Give the data again exactly as written, skipping any pictures.
== SOURCE MATERIAL ==
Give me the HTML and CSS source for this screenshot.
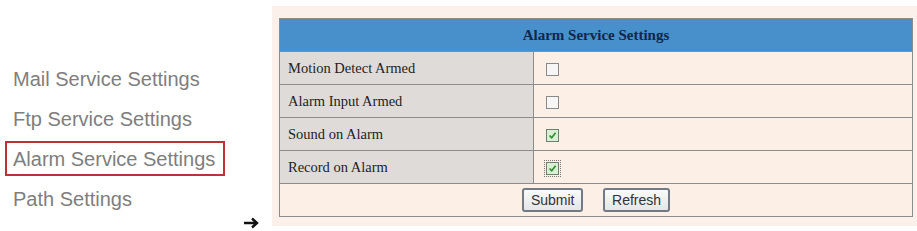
FILE: index.html
```html
<!DOCTYPE html>
<html lang="en">
<head>
    <meta charset="UTF-8">
    <title>Alarm Service Settings</title>
    <link rel="stylesheet" href="styles.css">
</head>
<body>

<div class="page">
    <div class="menu">
        <div class="menu-item">Mail Service Settings</div>
        <div class="menu-item">Ftp Service Settings</div>
        <div class="menu-item active">Alarm Service Settings</div>
        <div class="menu-item">Path Settings</div>
        <div class="arrow">
            <svg width="16" height="12" viewBox="0 0 16 12">
                <path d="M1 6 H14 M9 1.5 L14 6 L9 10.5" fill="none" stroke="#111" stroke-width="2.4"/>
            </svg>
        </div>
    </div>

    <div class="panel">
        <table class="settings">
            <tr>
                <th colspan="2">Alarm Service Settings</th>
            </tr>
            <tr>
                <td class="label">Motion Detect Armed</td>
                <td class="value"><span class="check"></span></td>
            </tr>
            <tr>
                <td class="label">Alarm Input Armed</td>
                <td class="value"><span class="check"></span></td>
            </tr>
            <tr>
                <td class="label">Sound on Alarm</td>
                <td class="value">
                    <span class="check on">
                        <svg width="9" height="9" viewBox="0 0 9 9"><path d="M1.5 4.5 L3.7 6.8 L7.6 1.8" fill="none" stroke="#2f8a2f" stroke-width="1.6"/></svg>
                    </span>
                </td>
            </tr>
            <tr>
                <td class="label">Record on Alarm</td>
                <td class="value">
                    <span class="check on focus">
                        <svg width="9" height="9" viewBox="0 0 9 9"><path d="M1.5 4.5 L3.7 6.8 L7.6 1.8" fill="none" stroke="#2f8a2f" stroke-width="1.6"/></svg>
                    </span>
                </td>
            </tr>
            <tr>
                <td colspan="2" class="buttons">
                    <button type="button">Submit</button>
                    <button type="button">Refresh</button>
                </td>
            </tr>
        </table>
    </div>
</div>

</body>
</html>
```

FILE: styles.css
```css
body {
    margin: 0;
    background: #fff;
    font-family: "Liberation Sans", Arial, sans-serif;
}
.page {
    display: flex;
    width: 917px;
    height: 231px;
    overflow: hidden;
}
.menu {
    width: 272px;
    flex-shrink: 0;
    padding: 61px 0 0 5px;
    box-sizing: border-box;
}
.menu-item {
    display: inline-block;
    height: 35px;
    line-height: 33px;
    padding: 0 8px 0 6px;
    margin-bottom: 5px;
    border: 2px solid transparent;
    box-sizing: border-box;
    font-size: 20px;
    color: #7e7e7e;
    white-space: nowrap;
}
.menu-item.active {
    border-color: #c03038;
}
.arrow {
    margin: -4px 0 0 238px;
    height: 12px;
    line-height: 0;
}
.panel {
    flex: 1;
    margin-top: 6px;
    height: 220px;
    box-sizing: border-box;
    padding: 12px 0 0 7px;
    background: #fbf1ea;
}
.settings {
    width: 634px;
    border-collapse: collapse;
    border: 1px solid #8c8c8c;
    font-family: "Liberation Serif", "Times New Roman", serif;
    font-size: 14.5px;
    color: #1e1e1e;
}
.settings th {
    height: 32px;
    padding: 0;
    background: #4790cb;
    color: #13264a;
    font-size: 15px;
    font-weight: bold;
    text-align: center;
    border-bottom: 1px solid #8c8c8c;
}
.settings td {
    height: 32px;
    padding: 0;
    border-bottom: 1px solid #8c8c8c;
}
.settings td.label {
    width: 254px;
    padding-left: 8px;
    box-sizing: border-box;
    background: #dedbd9;
    border-right: 1px solid #8c8c8c;
}
.settings td.value {
    padding-left: 12px;
    background: #fbefe6;
}
.check {
    display: inline-block;
    width: 13px;
    height: 13px;
    box-sizing: border-box;
    border: 1px solid #8a8a8a;
    background: #f6f6f6;
    vertical-align: middle;
    line-height: 0;
    padding: 1px;
}
.check.on {
    background: #d8f0d4;
    border-color: #6f7f6f;
}
.check.focus {
    outline: 1px dotted #777;
    outline-offset: 1px;
}
.settings td.buttons {
    height: 32px;
    text-align: center;
    background: #fbefe6;
}
.buttons button {
    height: 24px;
    padding: 0 7px;
    margin: 0 8px;
    font-family: "Liberation Sans", Arial, sans-serif;
    font-size: 14px;
    color: #333;
    background: linear-gradient(#fafafa, #e4e6e8);
    border: 2px solid #727a86;
    border-radius: 3px;
}
```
===
EXERCISE RESULT:
Give me the HTML and CSS source for this screenshot.
FILE: index.html
```html
<!DOCTYPE html>
<html lang="en">
<head>
    <meta charset="UTF-8">
    <title>Alarm Service Settings</title>
    <link rel="stylesheet" href="styles.css">
</head>
<body>

<div class="page">
    <div class="menu">
        <div class="menu-item">Mail Service Settings</div>
        <div class="menu-item">Ftp Service Settings</div>
        <div class="menu-item active">Alarm Service Settings</div>
        <div class="menu-item">Path Settings</div>
        <div class="arrow">
            <svg width="16" height="12" viewBox="0 0 16 12">
                <path d="M1 6 H14 M9 1.5 L14 6 L9 10.5" fill="none" stroke="#111" stroke-width="2.4"/>
            </svg>
        </div>
    </div>

    <div class="panel">
        <table class="settings">
            <tr>
                <th colspan="2">Alarm Service Settings</th>
            </tr>
            <tr>
                <td class="label">Motion Detect Armed</td>
                <td class="value"><span class="check"></span></td>
            </tr>
            <tr>
                <td class="label">Alarm Input Armed</td>
                <td class="value"><span class="check"></span></td>
            </tr>
            <tr>
                <td class="label">Sound on Alarm</td>
                <td class="value">
                    <span class="check on">
                        <svg width="9" height="9" viewBox="0 0 9 9"><path d="M1.5 4.5 L3.7 6.8 L7.6 1.8" fill="none" stroke="#2f8a2f" stroke-width="1.6"/></svg>
                    </span>
                </td>
            </tr>
            <tr>
                <td class="label">Record on Alarm</td>
                <td class="value">
                    <span class="check on focus">
                        <svg width="9" height="9" viewBox="0 0 9 9"><path d="M1.5 4.5 L3.7 6.8 L7.6 1.8" fill="none" stroke="#2f8a2f" stroke-width="1.6"/></svg>
                    </span>
                </td>
            </tr>
            <tr>
                <td colspan="2" class="buttons">
                    <button type="button">Submit</button>
                    <button type="button">Refresh</button>
                </td>
            </tr>
        </table>
    </div>
</div>

</body>
</html>
```

FILE: styles.css
```css
body {
    margin: 0;
    background: #fff;
    font-family: "Liberation Sans", Arial, sans-serif;
}
.page {
    display: flex;
    width: 917px;
    height: 231px;
    overflow: hidden;
}
.menu {
    width: 272px;
    flex-shrink: 0;
    padding: 61px 0 0 5px;
    box-sizing: border-box;
}
.menu-item {
    display: inline-block;
    height: 35px;
    line-height: 33px;
    padding: 0 8px 0 6px;
    margin-bottom: 5px;
    border: 2px solid transparent;
    box-sizing: border-box;
    font-size: 20px;
    color: #7e7e7e;
    white-space: nowrap;
}
.menu-item.active {
    border-color: #c03038;
}
.arrow {
    margin: -4px 0 0 238px;
    height: 12px;
    line-height: 0;
}
.panel {
    flex: 1;
    margin-top: 6px;
    height: 220px;
    box-sizing: border-box;
    padding: 12px 0 0 7px;
    background: #fbf1ea;
}
.settings {
    width: 634px;
    border-collapse: collapse;
    border: 1px solid #8c8c8c;
    font-family: "Liberation Serif", "Times New Roman", serif;
    font-size: 14.5px;
    color: #1e1e1e;
}
.settings th {
    height: 32px;
    padding: 0;
    background: #4790cb;
    color: #13264a;
    font-size: 15px;
    font-weight: bold;
    text-align: center;
    border-bottom: 1px solid #8c8c8c;
}
.settings td {
    height: 32px;
    padding: 0;
    border-bottom: 1px solid #8c8c8c;
}
.settings td.label {
    width: 254px;
    padding-left: 8px;
    box-sizing: border-box;
    background: #dedbd9;
    border-right: 1px solid #8c8c8c;
}
.settings td.value {
    padding-left: 12px;
    background: #fbefe6;
}
.check {
    display: inline-block;
    width: 13px;
    height: 13px;
    box-sizing: border-box;
    border: 1px solid #8a8a8a;
    background: #f6f6f6;
    vertical-align: middle;
    line-height: 0;
    padding: 1px;
}
.check.on {
    background: #d8f0d4;
    border-color: #6f7f6f;
}
.check.focus {
    outline: 1px dotted #777;
    outline-offset: 1px;
}
.settings td.buttons {
    height: 32px;
    text-align: center;
    background: #fbefe6;
}
.buttons button {
    height: 24px;
    padding: 0 7px;
    margin: 0 8px;
    font-family: "Liberation Sans", Arial, sans-serif;
    font-size: 14px;
    color: #333;
    background: linear-gradient(#fafafa, #e4e6e8);
    border: 2px solid #727a86;
    border-radius: 3px;
}
```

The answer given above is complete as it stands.